Hi Simon, The issue seems to stem from the relocator.mod, part of a memory manager to relocate the kernel in a designated and isolated memory region. This is particularly significant in the context of legacy bios booting, where control over the hand over process is essential ensuring that these objects are loaded into appropriate memory locations that do not conflict with other vital system areas, such as the bootloader itself, firmware's reserved or used regions, or other reserved hardware areas.. It's important to emphasize "legacy bios" because relocator.mod is an external module loaded from the btrfs filesystem due to space constraints in the disk's MBR. The error appears to be caused by an incompatibility between the core image and modules. Following a rollback and reboot, while the filesystem modules are reverted to grub 2.06 (from service pack 5), the core.img embedded in the disk's MBR remains at version 2.12 (from service pack 6). Like the linux kernel, grub does not ensure ABI compatibility between major releases. A plausible explanation is that the relocator.mod, which operates on grub_mm_region_t [1], has an altered definition in version 2.12. This change leads to incorrect field reading, resulting in grub crashes. This also explains why the issue is not reproducible if service pack is not changed. To address potential grub ABI breakages after rolling back the root filesystem, it's essential to exempt the directory containing the installed grub modules from the rollback process. This ensures that grub modules do not revert inadvertently during the rollback of the root subvolume. Could you please verify the layout of your btrfs subvolumes by checking with `btrfs sub list /`? Here are the expected paths: > ID 264 gen 594550 top level 256 path `@/boot/grub2/x86_64-efi` > ID 265 gen 180107 top level 256 path `@/boot/grub2/i386-pc` Also, please confirm the following entries in your `/etc/fstab`: > UUID=.... /boot/grub2/x86_64-efi btrfs subvol=/@/boot/grub2/x86_64-efi 0 0 > UUID=.... /boot/grub2/i386-pc btrfs subvol=/@/boot/grub2/i386-pc 0 0 This configuration should prevent grub's version mismatches and maintain stability. [1] https://git.savannah.gnu.org/cgit/grub.git/commit/?id=052e6068be
(In reply to simon wang from comment #2) > Created attachment 874111 [details] > supportconfig from the system after sp6 upgrade Hi Simon, Apparently the btrfs subvolume is not laid out properly for snapper rollback [1] [2]. See previous comment, subvolumes for grub modules are missing! Are you using customized image for testing ? IMHO it should not happen in an official SLES image. [1] > #==[ Command ]======================================# > # /sbin/btrfs subvolume list / > ID 256 gen 10 top level 5 path @ > ID 257 gen 131 top level 256 path @/.snapshots > ID 258 gen 190 top level 257 path @/.snapshots/1/snapshot > ID 259 gen 190 top level 256 path @/var/log > ID 260 gen 182 top level 256 path @/var/tmp > ID 268 gen 128 top level 257 path @/.snapshots/2/snapshot [2] > #==[ Configuration File ]===========================# > # /etc/fstab > UUID=6689b774-8a7e-40bf-927f-e93f721c4b64 / btrfs defaults,acl,fatal_errors=panic,compress=no,commit=5 0 1 > UUID=6689b774-8a7e-40bf-927f-e93f721c4b64 /.snapshots btrfs defaults,acl,fatal_errors=panic,compress=no,commit=5,subvol=@/.snapshots 0 0 > UUID=6689b774-8a7e-40bf-927f-e93f721c4b64 /var/log btrfs defaults,acl,fatal_errors=panic,compress=no,commit=5,subvol=@/var/log 0 0 > UUID=6689b774-8a7e-40bf-927f-e93f721c4b64 /var/tmp btrfs defaults,acl,fatal_errors=panic,compress=no,commit=5,subvol=@/var/tmp 0 0 Thanks.

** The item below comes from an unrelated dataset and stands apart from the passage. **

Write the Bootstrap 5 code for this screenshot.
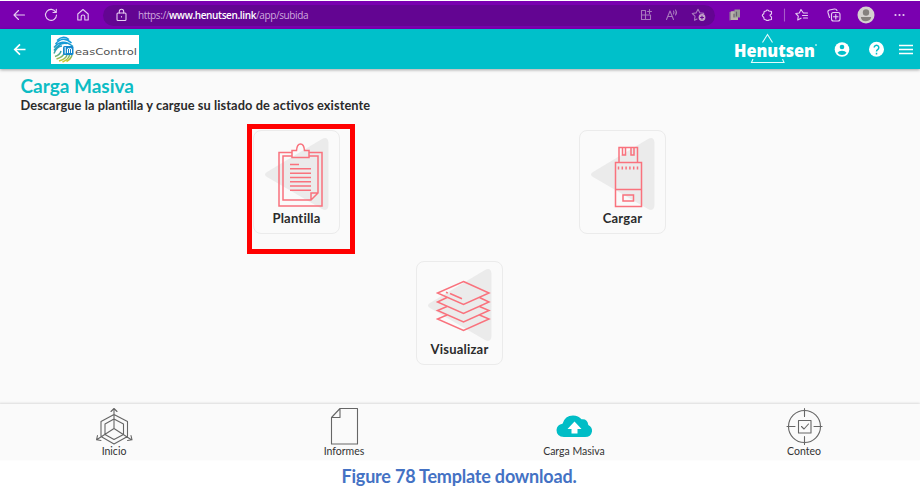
<!DOCTYPE html>
<html lang="es">
<head>
<meta charset="utf-8">
<meta name="viewport" content="width=device-width, initial-scale=1">
<title>Carga Masiva</title>
<link href="https://cdn.jsdelivr.net/npm/bootstrap@5.3.0/dist/css/bootstrap.min.css" rel="stylesheet">
<style>
body{font-family:Lato,"Liberation Sans",sans-serif;background:#fff;color:#2b2b2b;width:920px;height:493px;overflow:hidden}
svg{display:block;flex:none;overflow:visible}
.browser-bar{height:28px;margin-top:1px;background:#7a00b0;padding:0 13px 0 11px;color:#e6cdf1}
.browser-bar svg,.line-art{fill:none;stroke:currentColor;stroke-width:1.1;stroke-linecap:round;stroke-linejoin:round}
.address{width:612px;height:21px;background:#630592;border-radius:11px;padding:0 8px 0 10px;margin:0 12px}
.url{font:10px/20px "Open Sans","Noto Sans",sans-serif;letter-spacing:-.38px;color:#cfa9df;margin-left:9px;white-space:nowrap}
.url b{color:#fff;font-weight:600}
.dim{color:#a878bd}
.app-bar{height:40px;background:#00c0ca;box-shadow:0 1px 3px rgba(0,0,0,.35);padding:0 7px 0 13px;position:relative;color:#fff}
.brand-logo{background:#fff;margin-left:25px}
.screen{height:335px;background:#fafafa;padding:5px 0 0}
.page-title{font-size:19px;line-height:24px;font-weight:700;color:#0cbcc4;margin:0 0 0 20.5px}
.page-note{font-size:12.8px;line-height:14px;letter-spacing:.08px;font-weight:700;margin:0 0 0 20.5px}
.tiles{width:652px;margin:18px 0 0 134px}
.tile{width:87px;height:104px;border:1px solid #ebebeb;border-radius:8px;background:#fafafa;position:relative;left:-.5px}
.tile svg{margin:-1px 0 0 -1px}
.tile span{font-size:13px;line-height:18px;font-weight:700;letter-spacing:.2px;text-align:center;white-space:nowrap;margin-top:-1px}
.tile .line-art{color:#f9727d;stroke-width:1.5;stroke-linecap:butt;stroke-linejoin:miter}
.marked::after{content:"";position:absolute;left:-7px;top:-7px;width:108px;height:130px;border:5px solid #f00}
.bottom-nav{height:56px;background:#fafafa;box-shadow:0 -1px 2px rgba(0,0,0,.12);position:relative;margin-left:-1px;width:921px;color:#666}
.bottom-nav a{width:230px;color:inherit;text-decoration:none;padding-top:3px}
.bottom-nav span{font-size:10.5px;line-height:13px;color:#333}
.caption{font-size:18px;line-height:33px;letter-spacing:-.2px;font-weight:700;color:#4472c4;text-align:center;margin:0 2px 0 0}
</style>
<script src="https://cdn.jsdelivr.net/npm/bootstrap@5.3.0/dist/js/bootstrap.bundle.min.js"></script>
</head>
<body>
<div class="browser-bar d-flex align-items-center">
  <svg width="16" height="16"><path d="M13.500 8H3M7.500 3.500L3 8l4.500 4.500"/></svg>
  <svg width="16" height="16" class="ms-3"><path d="M12.800 5.200A5.500 5.500 0 1 0 13.500 8M13.300 2.200v3.300H10"/></svg>
  <svg width="16" height="16" class="ms-3"><path d="M2.800 7L8 2.500 13.200 7v6H9.800V9.800a1.800 1.800 0 0 0-3.600 0V13H2.800z"/></svg>
  <div class="address d-flex align-items-center">
    <svg width="16" height="16"><rect x="4" y="6" width="9" height="7.500" rx="1"/><path d="M6.300 6V4.500a2.200 2.200 0 0 1 4.400 0V6M8.500 9.500v.5"/></svg>
    <div class="url">https://<b>www.henutsen.link</b>/app/subida</div>
    <div class="d-flex ms-auto dim">
      <svg width="16" height="16"><path d="M3.500 3.500h4v9h-4zM3.500 8h9v4.500h-5M11.500 2.500v4M9.500 4.500h4"/></svg>
      <svg width="16" height="16" style="margin-left:10px"><path d="M2.500 12.500L6 4l3.500 8.500M3.800 9.500h4.500M9.500 4q1 1.500 0 3M11.500 3q2 2.500 0 5"/></svg>
      <svg width="16" height="16" style="margin-left:11px"><path d="M6 12l-2.500 1.300.5-4.100L1.300 6.500l3.800-.6L7 2.300l1.800 3.500 3.900.6-1 1"/><circle cx="11" cy="10.500" r="3.400" fill="#c3a5c9" stroke="none"/><path d="M9.500 10.500h3M11 9v3" stroke="#630592"/></svg>
    </div>
  </div>
  <svg width="16" height="16" style="stroke:none"><path fill="#8f8796" d="M2.500 5l5-1.500V12l-5 1.500z"/><path fill="#b9b2ab" d="M4 4.500h7v8.500H4z"/><path fill="#979a95" d="M7.500 2.500H13v8H7.500z"/><path d="M7 7v3M9.500 5v4" stroke="#665d6b"/></svg>
  <svg width="16" height="16" class="ms-3"><path d="M5.200 4.500L7 4q1-2 3 0l2.500.5v2.500q-3 1.200 0 3v2.500L10 13q-1.500 1-3 0l-1.800-.7-.5-2.100q-2.800-1.700 0-3.400z"/></svg>
  <svg width="1" height="12" style="margin-left:9px"><path d="M.5 0v12" stroke="#a85cc9"/></svg>
  <svg width="16" height="16" style="margin-left:9px"><path d="M9 5.500L7 2.500 5.300 6 1.800 6.500l2.500 2.600-.6 3.900L7 11.200M9.500 6h4M8.500 8.500h5M9.500 11h4"/></svg>
  <svg width="16" height="16" class="ms-3"><rect x="5.500" y="5.500" width="8.500" height="8.500" rx="2"/><path d="M9.800 7.500V12M7.500 9.800H12M3.500 10.500L2 5.500q-.5-2 1.500-2.500l5-1q1.800-.2 2.500 1.500"/></svg>
  <svg width="18" height="18" style="margin-left:15px;stroke:none"><circle cx="9" cy="9" r="8.500" fill="#d5d1cf"/><circle cx="9" cy="6.500" r="3.200" fill="#85817e"/><path fill="#85817e" d="M3.800 11h10.400q-.5 4-5.200 4.200T3.800 11z"/></svg>
  <svg width="16" height="16" class="ms-auto" style="stroke:none"><g fill="#e6cdf1"><circle cx="4.500" cy="8" r="1.100"/><circle cx="8.500" cy="8" r="1.100"/><circle cx="12.500" cy="8" r="1.100"/></g></svg>
</div>
<nav class="app-bar d-flex align-items-center">
  <svg width="13" height="14" fill="none" stroke="#fff" stroke-width="1.700"><path d="M12.500 7.500H2M7 2.300L1.800 7.500 7 12.700"/></svg>
  <svg class="brand-logo" width="88" height="29" viewBox="0 0 88 29" style="margin-top:1px">
    <defs><linearGradient id="print" gradientUnits="userSpaceOnUse" x1="0" y1="2" x2="0" y2="27"><stop offset=".2" stop-color="#159bdc"/><stop offset=".6" stop-color="#35a3a8"/><stop offset="1" stop-color="#d9cb1d"/></linearGradient></defs>
    <g fill="none" stroke="url(#print)" stroke-width="1.500"><path d="M6 5.500Q12-.5 18 4.500M4.500 9Q12 0 20.500 8M3 12.500Q11 2.500 22 11.500M3 15.500Q9 6.500 16 8.500M3 18.500Q6 11 11 11M4 21.500Q9 20 10 16M5.500 24Q12 22 13 18.500M8 26Q15 24 16 20M11.500 27Q18 24 18.500 20M15.500 26.500Q20 24 21 20"/></g>
    <rect x="12" y="11" width="10.500" height="9" rx="1.500" fill="#1487cd"/>
    <path d="M14.200 12v6.500M16.500 18v-4q1.700-1.500 2 0v4M18.500 14q1.700-1.500 2 0v4" fill="none" stroke="#fff" stroke-width="1"/>
    <text x="24" y="19.500" font-family="DejaVu Sans" font-size="8.800" fill="#505050" textLength="62" lengthAdjust="spacingAndGlyphs">easControl</text>
  </svg>
  <svg class="ms-auto" width="86" height="34" viewBox="732 33 86 34">
    <path d="M761.500 43.500L766.500 35.500 771.500 43.500M752 60L750.500 63.500H783L781.500 60" fill="none" stroke="#e2fbfc" stroke-width="1.100"/>
    <text x="733" y="57.500" font-family="Open Sans" font-weight="800" font-size="17.500" fill="#fff" textLength="81" lengthAdjust="spacingAndGlyphs">Henutsen</text>
    <path d="M814 46h2" stroke="#fff"/>
  </svg>
  <svg width="16" height="16" style="margin-left:15px"><circle cx="8" cy="8.500" r="7.300" fill="#fff"/><circle cx="8" cy="6" r="2.300" fill="#00c0ca"/><path d="M3.500 11.700q1.200-2 4.500-2t4.500 2Q11 14 8 14t-4.500-2.300z" fill="#00c0ca"/></svg>
  <svg width="16" height="16" style="margin-left:18px"><circle cx="8.500" cy="8.300" r="7.500" fill="#fff"/><path d="M6.200 6.600a2.300 2.300 0 1 1 3.500 2Q8.500 9.300 8.500 10.500M8.500 11.800v1.600" fill="none" stroke="#00c0ca" stroke-width="1.500"/></svg>
  <svg width="14" height="14" style="margin-left:15px"><path d="M0 3.500h14M0 7.500h14M0 11.500h14" stroke="#fff" stroke-width="1.500"/></svg>
</nav>
<main class="screen">
  <h1 class="page-title">Carga Masiva</h1>
  <p class="page-note">Descargue la plantilla y cargue su listado de activos existente</p>
  <div class="tiles">
    <div class="row g-0">
      <div class="col-6 d-flex justify-content-center">
        <div class="tile marked d-flex flex-column">
          <svg width="87" height="80" viewBox="253 130 87 80"><path d="M267 172L322 139Q328 136 328.500 143V205Q328 212 322 209L267 177Q263 174.500 267 172z" fill="#ebebeb"/>
          <g class="line-art"><path d="M291.500 152.500H279V206h43v-53.500h-12.500M291.500 156H283v44h28l7-7v-37h-8.500M311 200v-7h7M292 150.500h4.500q.5-6.500 4-6.500t4 6.500h4.500v7h-17zM290 164.500h9M290 168.800h21M290 173.200h21M290 177.500h21M290 181.700h21M290 186h21M290 190.200h21"/></g></svg>
          <span>Plantilla</span>
        </div>
      </div>
      <div class="col-6 d-flex justify-content-center">
        <div class="tile d-flex flex-column">
          <svg width="87" height="80" viewBox="579 130 87 80"><path d="M593 172L648 139Q654 136 654.500 143V205Q654 212 648 209L593 177Q589 174.500 593 172z" fill="#ebebeb"/>
          <g class="line-art"><path d="M615.500 162.500h26V206.500h-26zM615.500 189.500h26M619 162.500v-15h18.500v15M622.500 148v7h3v-7M631 148v7h3v-7M623 195h10.500v6H623z"/><path d="M618.500 166.500v3M622.300 166.500v3M626.100 166.500v3M629.900 166.500v3M633.700 166.500v3M637.500 166.500v3" /></g></svg>
          <span>Cargar</span>
        </div>
      </div>
    </div>
    <div class="d-flex justify-content-center" style="margin-top:27px">
      <div class="tile d-flex flex-column">
        <svg width="87" height="80" viewBox="416 261 87 80"><path d="M430 303L485 270Q491 267 491.500 274V336Q491 343 485 340L430 308Q426 305.500 430 303z" fill="#ebebeb"/>
        <g class="line-art"><path d="M463.500 281.500L489 293 463.500 304.500 437.500 293zM447 297.500L437.500 302 463.500 313.500 489 302 479.500 297.500M447 306.500L437.500 310.500 463.500 322 489 310.500 479.500 306.500M447 315L437.500 319 463.500 330.500 489 319 479.500 315M450 293.500l12 5.200M446 292.300l1.800.7"/></g></svg>
        <span>Visualizar</span>
      </div>
    </div>
  </div>
</main>
<nav class="bottom-nav d-flex">
  <a href="#" class="d-flex flex-column align-items-center">
    <svg class="line-art" width="38" height="38" viewBox="95 407 38 38"><path d="M114 414.500L127.500 421.500V436.500L114 444 101 436.500V421.500zM114 419L123.500 424V434.500L114 439.500 105 434.500V424zM114 428.500V409M111 411.500L114 408.500 117 411.500M114 428.500L97 439.500M97.500 435.500L96.500 439.800 101 440.500M114 428.500L131 439.500M131 435.500L132 439.800 127.500 440.500"/></svg>
    <span>Inicio</span></a>
  <a href="#" class="d-flex flex-column align-items-center">
    <svg class="line-art" width="38" height="38" viewBox="325 407 38 38"><path d="M340 408.500H357.500V444H331.500V417.500zM340 408.500V417.500H331.500"/></svg>
    <span>Informes</span></a>
  <a href="#" class="d-flex flex-column align-items-center">
    <svg width="38" height="38" viewBox="555 407 38 38"><path fill="#00bdc6" d="M564 437Q556.500 436.500 556.500 430 557 424.500 562.500 423.800 565 415.500 573 415.500 578.500 415.500 581.500 419.300 587.500 418.500 588.300 425 592.500 427 592 431.500 591 437 585 437z"/><path fill="#fff" d="M574.500 421.500L581.500 429H577.500V433.500H571.500V429H567.500z"/></svg>
    <span>Carga Masiva</span></a>
  <a href="#" class="d-flex flex-column align-items-center">
    <svg class="line-art" width="38" height="38" viewBox="785 407 38 38"><circle cx="804.500" cy="426.500" r="16"/><path d="M804.500 408.500v8M804.500 436.500v8M787 426.500h8M814 426.500h8M798.500 420.500h12.500v12.500h-12.500zM801.500 426.500l2.500 2.500 4.500-5"/></svg>
    <span>Conteo</span></a>
</nav>
<div class="caption">Figure 78 Template download.</div>
</body>
</html>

I add the /boot/grub2/i386-pc subvolumn in my oem image. This time we don't have any problem of the rollback from SP6 to SP5 snapshot. Thanks. Here I have a question related to the grup 2.12(SP6) in /boot/grub2/i386-pc. After the rollback, would there be any problem If I perform a "zypper update" for the SP5 system? If the grub 2.06(SP5) got updated, would it replace the contents in /boot/grub2/i386-pc?Since the content of /boot/grub2/i386-pc are now grub 2.06, will the next reboot fail then?
(In reply to simon wang from comment #8) > I add the /boot/grub2/i386-pc subvolumn in my oem image. > This time we don't have any problem of the rollback from SP6 to SP5 snapshot. > Thanks. Great. Thanks for the update. > Here I have a question related to the grup 2.12(SP6) in /boot/grub2/i386-pc. > After the rollback, would there be any problem If I perform a "zypper > update" for the SP5 system? No. You should not run into any problem. However It is recommended to verify that the i386-pc subvolume is mounted properly on your SP5. This is important because you may roll back to SP5 snapshot that is too old, predating your fix in /etc/fstab. Use the command to check: > cat /proc/self/mounts | grep i386-pc > If the grub 2.06(SP5) got updated, would it replace the contents in > /boot/grub2/i386-pc? Yes, if there's grub2 update the content will be replaced by new package. Along with the boot directory update, MBR will also be updated so the ABI is in sync. > Since the content of /boot/grub2/i386-pc are now grub > 2.06, will the next reboot fail then? No it won't. It is just a plain reboot using grub 2.06 you used to use it in SP5. Thanks.
The issue is resolved. I Believe we can close this ticket. Thanks.